Ulama telah menuntun lelaki untuk mengetahui kecantikan seorang perempuan yang ingin ia pinang. Mereka menganjurkan agar lelaki yang hendak menikahi seorang perempuan agar melihat wajahnya untuk mengetahui kecantikannya dan melihat kedua telapak tangannya untuk mengetahui kehalusannya dengan syarat ia tahu bahwa si perempuan tidak berstatus istri orang atau dalam keadaan melaksanakan iddah dan tidak berprasangkan pinangannya akan ditolak[2].
Kesunnahan untuk melihat wajah dan kedua telapak tangan tersebut berdasakan pada hadis yang diwayatkan oleh sahabat Jabir. Rasulullah shallallahu alaihi wasallam bersabda:
إِذَا أَرَادَ أَحَدُكُمْ خِطْبَةَ امْرَأَةٍ فَلْيَنْظُرْ إِلَى وَجْهِهَا وَكَفَّيْهَا
“Jika salah satu dari kalian ungin meminang seorang perempuan, maka lihatlah wajah dan kedua telapak tangannya”[3]

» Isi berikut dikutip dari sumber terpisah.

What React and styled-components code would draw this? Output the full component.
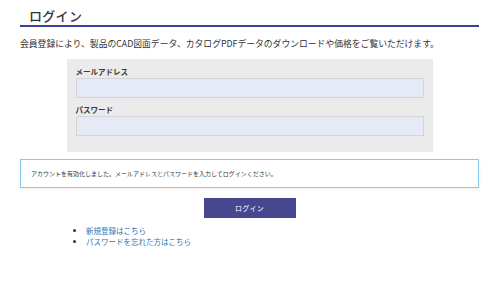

Hadis ini diperkuat oleh firman Allah subhanahu wata’ala:
وَلَا يُبْدِينَ زِينَتَهُنَّ إِلَّا مَا ظَهَرَ مِنْهَا
“Dan janganlah mereka menampakkan perhiasannya, kecuali yang (biasa) nampak dari padanya.” (QS. An-Nur: 31)
Dalam menafsiri lafadz “ma dzahara minha” imam Syafi’I mengatakan bahwa yang dimaksud adalah wajah dan kedua telapak tangan, sebagaimana tafsiran imam Hasan, Sa’id bin Jubair dan Atha’.[4]
Akhir-akhir ini ada beberapa tokoh yang berani membantah hukum ini. Salah satunya adalah syekh Mushthafa Mu’awwadl. Ia mengatakan bahwa: “Dari dzahir hadisnya Rasulullah, anjuran untuk melihat perempuan yang ingin dinikahi tidak hanya terbatas pada wajah dan kedua telapak tangan saja, namun stari’at menganjurkan untuk melihat badan yang biasanya tampak dari seorang perempuan di dalam rumah seperti rambut, leher dan betisnya.”
Ia mengatakan bahwa: “Pembatasan melihat perempuan yang ingin dinikahi pada wajah dan kedua telapak tangan adalah pembatasan tanpa dalil dan bertolak belakang dengan pekerjaan para shahabat dahulu.”[5]
Selanjutnya ia memberikan contoh salah satu shahabat yang melihat betis perempuan yang hendak ia nikahi. Yakni, Sayidina Umar. Ketika beliau ingin menikahi Ummu Kultsum, putri sayydina Ali, ia melihat betisnya, sontak Ummu Kultsum pun marah dan berkata: “Andai kau bukan Amiril mu’minin (pemimpin orang-orang mukmin), niscaya aku pukul kedua matamu.”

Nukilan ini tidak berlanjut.